NORWAY – The Western Foothills Land Trust has made another step forward in its mission to protect unique natural resources and open space in the greater Oxford Hills area by acquiring more than 100 acres in the Witt Swamp Preserve.

The area is between Crockett Ridge Road and Pleasant Street.

The 111.5-acre parcel, known as the Witt Swamp Extension, will provide additional water quality protection as well as the potential for a 2.5-mile hiking and mountain biking trail, Lee Dassler of the Western Foothills Land Trust said in a statement released Monday.
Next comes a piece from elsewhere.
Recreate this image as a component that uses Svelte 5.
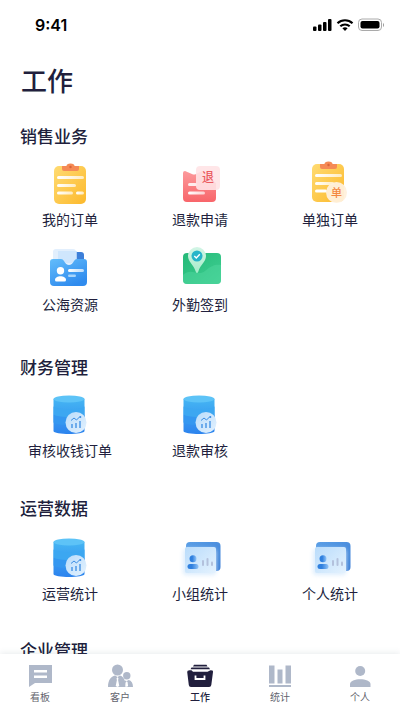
<script>
  const sections = [
    {
      title: '销售业务',
      size: 'wide',
      items: [
        { label: '我的订单', icon: 'orders' },
        { label: '退款申请', icon: 'refund' },
        { label: '单独订单', icon: 'single' },
        { label: '公海资源', icon: 'folder' },
        { label: '外勤签到', icon: 'checkin' }
      ]
    },
    {
      title: '财务管理',
      size: '',
      items: [
        { label: '审核收钱订单', icon: 'data' },
        { label: '退款审核', icon: 'data' }
      ]
    },
    {
      title: '运营数据',
      size: 'low',
      items: [
        { label: '运营统计', icon: 'data' },
        { label: '小组统计', icon: 'card' },
        { label: '个人统计', icon: 'card' }
      ]
    },
    { title: '企业管理', size: '', items: [] }
  ];

  const tabs = [
    { label: '看板', icon: 'board' },
    { label: '客户', icon: 'clients' },
    { label: '工作', icon: 'work' },
    { label: '统计', icon: 'stats' },
    { label: '个人', icon: 'me' }
  ];

  let active = $state('work');
</script>

<svg class="defs" width="0" height="0" aria-hidden="true">
  <defs>
    <linearGradient id="yellow" x1="0" y1="0" x2="1" y2="1">
      <stop offset="0" stop-color="#ffdb72" /><stop offset="1" stop-color="#fcb92c" />
    </linearGradient>
    <linearGradient id="red" x1="0" y1="0" x2="0" y2="1">
      <stop offset="0" stop-color="#fc9a9c" /><stop offset="1" stop-color="#f8656a" />
    </linearGradient>
    <linearGradient id="blue" x1="0" y1="0" x2="0.6" y2="1">
      <stop offset="0" stop-color="#63bdfb" /><stop offset="1" stop-color="#2f8bee" />
    </linearGradient>
    <linearGradient id="green" x1="0" y1="0" x2="1" y2="1">
      <stop offset="0" stop-color="#25b978" /><stop offset="1" stop-color="#3fcf92" />
    </linearGradient>
    <linearGradient id="pin" x1="0" y1="0" x2="0" y2="1">
      <stop offset="0" stop-color="#d3f5e6" /><stop offset="1" stop-color="#a5ecc9" />
    </linearGradient>
    <linearGradient id="drum" x1="0" y1="0" x2="0" y2="1">
      <stop offset="0" stop-color="#45b5f3" /><stop offset="1" stop-color="#2c83ee" />
    </linearGradient>
    <linearGradient id="back" x1="0" y1="0" x2="1" y2="1">
      <stop offset="0" stop-color="#5b9fe6" /><stop offset="1" stop-color="#3c7fd6" />
    </linearGradient>
    <linearGradient id="person" x1="0" y1="0" x2="1" y2="0">
      <stop offset="0.4" stop-color="#2f80df" /><stop offset="1" stop-color="#93c4f6" />
    </linearGradient>
    <linearGradient id="glass" x1="0" y1="0" x2="1" y2="1">
      <stop offset="0" stop-color="#b9dcfb" /><stop offset="1" stop-color="#e4f2fe" />
    </linearGradient>
    <linearGradient id="line" x1="0" y1="0" x2="1" y2="0">
      <stop offset="0" stop-color="#fff" /><stop offset="1" stop-color="#fff" stop-opacity="0.65" />
    </linearGradient>
  </defs>
</svg>

{#snippet clipboard()}
  <rect x="8" y="6" width="32" height="38" rx="5" fill="url(#yellow)" />
  <path d="M16 6h4.500a4 2.500 0 0 1 8 0h4.500v3q0 2-2 2H18q-2 0-2-2z" fill="#f58a55" />
  <circle cx="24.500" cy="7" r="1.200" fill="#d96239" />
  <rect x="11" y="16" width="27" height="3" rx="1.500" fill="url(#line)" />
  <rect x="11" y="24" width="19" height="3" rx="1.500" fill="url(#line)" />
{/snippet}

{#snippet tileIcon(name)}
  <svg class="tile-icon" viewBox="0 0 48 48" aria-hidden="true">
    {#if name === 'orders'}
      {@render clipboard()}
      <rect x="11" y="31.500" width="16" height="3" rx="1.500" fill="url(#line)" />
      <rect x="30" y="31.500" width="8" height="3" rx="1.500" fill="url(#line)" />
    {:else if name === 'refund'}
      <path d="M7 13q0-2 2-2l7 3q2 1 4 0l6-3 14 12v15q0 4-4 4H11q-4 0-4-4z" fill="url(#red)" />
      <rect x="12" y="23" width="9" height="3" rx="1.500" fill="#fff" opacity="0.85" />
      <rect x="12" y="31.500" width="17" height="3" rx="1.500" fill="url(#line)" />
      <rect x="20" y="6" width="24" height="24" rx="4" fill="#ffe3e5" opacity="0.9" />
      <text x="32" y="22" text-anchor="middle" font-size="12" font-weight="500" fill="#ea5a5f">退</text>
    {:else if name === 'single'}
      <g transform="translate(-2 -2)">{@render clipboard()}</g>
      <rect x="9" y="29.500" width="12" height="3" rx="1.500" fill="#fff" />
      <circle cx="30.500" cy="32.500" r="10.500" fill="#fff0dc" opacity="0.95" />
      <text x="30.500" y="36.500" text-anchor="middle" font-size="11" font-weight="500" fill="#f3873f">单</text>
    {:else if name === 'folder'}
      <rect x="27" y="7" width="11" height="14" rx="3" fill="#3d7fd9" />
      <rect x="7" y="4" width="23" height="16" rx="3" fill="#e2effd" />
      <path d="M12 6h19v12H12z" fill="#cbe3fc" opacity="0.8" />
      <path d="M4 17q0-3 3-3h8q2 0 3 2 2 4 5 4t5-4q1-2 3-2h7q3 0 3 3v20q0 4-4 4H8q-4 0-4-4z" fill="url(#blue)" />
      <circle cx="14.500" cy="25.700" r="3.700" fill="#fff" />
      <path d="M9 35c0-5 11-5 11 0q0 1.500-1.500 1.500h-8Q9 36.500 9 35z" fill="#fff" />
      <rect x="22" y="24" width="16" height="3" rx="1.500" fill="url(#line)" />
      <rect x="22" y="29.500" width="8" height="2.500" rx="1.200" fill="#a7d5fb" />
    {:else if name === 'checkin'}
      <rect x="7" y="8" width="38" height="31" rx="4" fill="url(#green)" />
      <path d="M7 30c8-8 15 2 22-4s11-7 16-6v15q0 4-4 4H11q-4 0-4-4z" fill="#54d9a2" opacity="0.45" />
      <path d="M21 28q-1 0-1.500-2C18 20 12 17 12 11a9 9 0 0 1 18 0c0 6-6 9-7.500 15q-.5 2-1.500 2z" fill="url(#pin)" />
      <circle cx="21" cy="11" r="5.500" fill="#25b5c9" />
      <path d="m18.300 11 2 2 3.500-3.700" fill="none" stroke="#fff" stroke-width="1.400" />
    {:else if name === 'data'}
      <path d="M7.500 8v32c0 4 31 4 31 0V8z" fill="url(#drum)" />
      <path d="M7.500 15.500c4 3.500 27 3.500 31 0v8c-4 3.500-27 3.500-31 0z" fill="#3ca7f1" />
      <path d="M7.500 23.500c4 3.500 27 3.500 31 0v8c-4 3.500-27 3.500-31 0z" fill="#3497f0" />
      <ellipse cx="23" cy="8" rx="15.500" ry="3.500" fill="#5dc3f7" />
      <circle cx="30" cy="31.500" r="10.500" fill="url(#glass)" />
      <g fill="none" stroke="#3a8de4" stroke-width="1">
        <path d="m25 29.500 3-2.500 2.500 2 3.500-3.500" />
        <path d="M26 37v-4M30 37v-5M34 37v-7" stroke-width="1.300" />
      </g>
      <circle cx="34.300" cy="26" r="1" fill="#3a8de4" />
    {:else if name === 'card'}
      <rect x="10" y="8" width="34.500" height="29" rx="4" fill="url(#back)" />
      <rect class="halo" x="7" y="15" width="33" height="26" rx="3" fill="#dcedfd" />
      <rect x="9" y="13" width="31" height="26" rx="2" fill="url(#glass)" />
      <circle cx="17" cy="24.700" r="3.500" fill="url(#person)" />
      <rect x="11.500" y="30" width="11" height="5" rx="2.500" fill="url(#person)" />
      <g fill="#b3c1dc">
        <rect x="26" y="26" width="2" height="6" rx="1" />
        <rect x="30.500" y="24" width="2" height="8" rx="1" />
        <rect x="35" y="27.500" width="2" height="4.500" rx="1" />
      </g>
    {/if}
  </svg>
{/snippet}

{#snippet tabIcon(name)}
  <svg class="tab-icon" viewBox="0 0 28 24" fill="currentColor" aria-hidden="true">
    {#if name === 'board'}
      <path fill-rule="evenodd" d="M3 1h23v18H9l-6 4zM8 6v2.500h13V6zm0 5.500V14h13v-2.500z" />
    {:else if name === 'clients'}
      <circle cx="11.500" cy="6" r="5.500" />
      <circle cx="20.800" cy="11.700" r="3.700" />
      <path d="M2 23c0-7 3-10.500 7-11.500l2.500 1.500 2.500-1.500c2.500.7 4.500 3 5 6V23z" />
      <path d="M19.500 23v-4l-1-2.500 2.300.5 2-1c2.500.8 4.200 3 4.200 7z" />
      <path d="m11.500 13 1 1.500-.4 1.500 1.200 6-1.800 1-1.800-1 1.200-6-.4-1.500zM20.800 17l.8 1.200.5 3.800-1.300 1-1.200-1 .4-3.800z" fill="#fff" />
    {:else if name === 'work'}
      <path d="M8 .8h12.500l1 1.700H7zM5.500 3.500h17.500l1 1.700H4.500zM3.500 6.200h2l1.500 1.500h14.500l3-1.500 2 .3q.7.500.5 1.500l-1.700 13q-.3 2-2.200 2H5q-2 0-2.200-2L1.200 8q-.2-1.500 2.300-1.800z" />
      <path d="M9.500 11.500V15h9v-3.500" fill="none" stroke="#fff" stroke-width="1.800" />
    {:else if name === 'stats'}
      <path d="M3 1.500h5.500v18H3zM11.500 5.500h5v14h-5zM19.500 1.500H25v18h-5.500zM3 21h22v2H3z" />
    {:else}
      <circle cx="14.200" cy="7" r="5" />
      <path d="M4 23v-3c0-6.500 20.500-6.500 20.500 0v3z" />
    {/if}
  </svg>
{/snippet}

<div class="app">
  <header class="status">
    <time>9:41</time>
    <svg width="72" height="14" viewBox="0 0 72 14" aria-hidden="true">
      <rect x="1" y="8.500" width="3.500" height="4.500" rx="1" />
      <rect x="6" y="6.500" width="3.500" height="6.500" rx="1" />
      <rect x="11" y="4" width="3.500" height="9" rx="1" />
      <rect x="16" y="1" width="3.500" height="12" rx="1" />
      <g fill="none" stroke="#000" stroke-width="2.200">
        <path d="M25.500 5.200a11 11 0 0 1 15 0M28.300 8.300a7 7 0 0 1 9.400 0" />
      </g>
      <path d="m33 13-2.600-2.700q2.600-2.200 5.200 0z" />
      <rect x="46.500" y="1" width="23" height="11.500" rx="3.500" fill="#fff" stroke="#aaa" />
      <rect x="48.500" y="3" width="19" height="7.500" rx="2" />
      <path d="M71 5v4q1-.7 1-2t-1-2z" fill="#999" />
    </svg>
  </header>

  <main>
    <h1>工作</h1>
    {#each sections as section}
      <section class={section.size}>
        <h2>{section.title}</h2>
        <div class="grid">
          {#each section.items as item}
            <button class="tile" type="button">
              {@render tileIcon(item.icon)}
              <span>{item.label}</span>
            </button>
          {/each}
        </div>
      </section>
    {/each}
  </main>

  <nav>
    {#each tabs as tab}
      <button
        class="tab"
        class:active={active === tab.icon}
        type="button"
        aria-current={active === tab.icon ? 'page' : undefined}
        onclick={() => (active = tab.icon)}
      >
        {@render tabIcon(tab.icon)}
        <span>{tab.label}</span>
      </button>
    {/each}
  </nav>
</div>

<style>
  :global(body) {
    margin: 0;
    background: #fff;
  }
  .defs {
    position: absolute;
  }
  .app {
    display: flex;
    flex-direction: column;
    height: 100vh;
    overflow: hidden;
    background: #fff;
    color: #211f3d;
    font-family: 'Noto Sans CJK SC', 'Noto Sans', sans-serif;
  }
  .status {
    display: flex;
    flex: none;
    align-items: center;
    justify-content: space-between;
    height: 50px;
    padding: 0 16px 0 35px;
  }
  time {
    color: #000;
    font: 600 16px/20px Inter, sans-serif;
  }
  main {
    flex: 1;
    min-height: 0;
    padding-top: 12px;
    overflow-y: auto;
    scrollbar-width: none;
  }
  h1 {
    margin: 0 21px 26px;
    font-size: 26px;
    font-weight: 500;
    line-height: 36px;
  }
  section {
    margin-bottom: 36px;
  }
  section.wide {
    margin-bottom: 41px;
  }
  h2 {
    margin: 0 20px 12px;
    font-size: 17px;
    font-weight: 500;
    line-height: 24px;
  }
  .low h2 {
    margin-bottom: 14px;
  }
  section.low {
    margin-bottom: 35px;
  }
  .grid {
    display: grid;
    grid-template-columns: repeat(3, 1fr);
    row-gap: 16px;
    padding: 0 5px;
  }
  button {
    display: flex;
    flex-direction: column;
    align-items: center;
    margin: 0;
    padding: 0;
    border: 0;
    background: none;
    color: inherit;
    font-family: inherit;
    cursor: pointer;
  }
  .tile {
    gap: 1px;
    font-size: 14px;
    line-height: 20px;
  }
  .tile-icon {
    width: 48px;
    height: 48px;
  }
  .halo {
    filter: blur(2px);
  }
  nav {
    display: flex;
    z-index: 1;
    flex: none;
    height: 56px;
    background: #fff;
    box-shadow: 0 -1px 6px rgba(90, 110, 130, 0.14);
  }
  .tab {
    flex: 1;
    gap: 2px;
    padding-top: 10px;
    color: #afb8c9;
    font-size: 10px;
    line-height: 14px;
  }
  .tab span {
    color: #62636d;
  }
  .tab.active,
  .tab.active span {
    color: #211f3d;
  }
  .tab.active span {
    font-weight: 500;
  }
  .tab-icon {
    width: 28px;
    height: 24px;
  }
</style>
The parcel includes approximately 47.7 acres of forested freshwater wetland, 6.9 acres of shrub-scrub freshwater wetland and approximately 4,301 linear feet of stream as well as approximately 56.9 acres of upland buffer.

The project will link the Witt Swamp Preserve and the Shepard’s Farm Preserve by the old Witt Cart Road, which historically connected farms along the Crockett Ridge peninsula with the early town of Rustfield, now known as Norway.

“It’s a great opportunity for people to get into the cedar swamp,” Dassler said Monday. The primarily white cedar swamp includes a variety of botanical ecotones. The dense forested wetlands include scatterings of talus rocks and smaller erratics left by generous glaciers, she said.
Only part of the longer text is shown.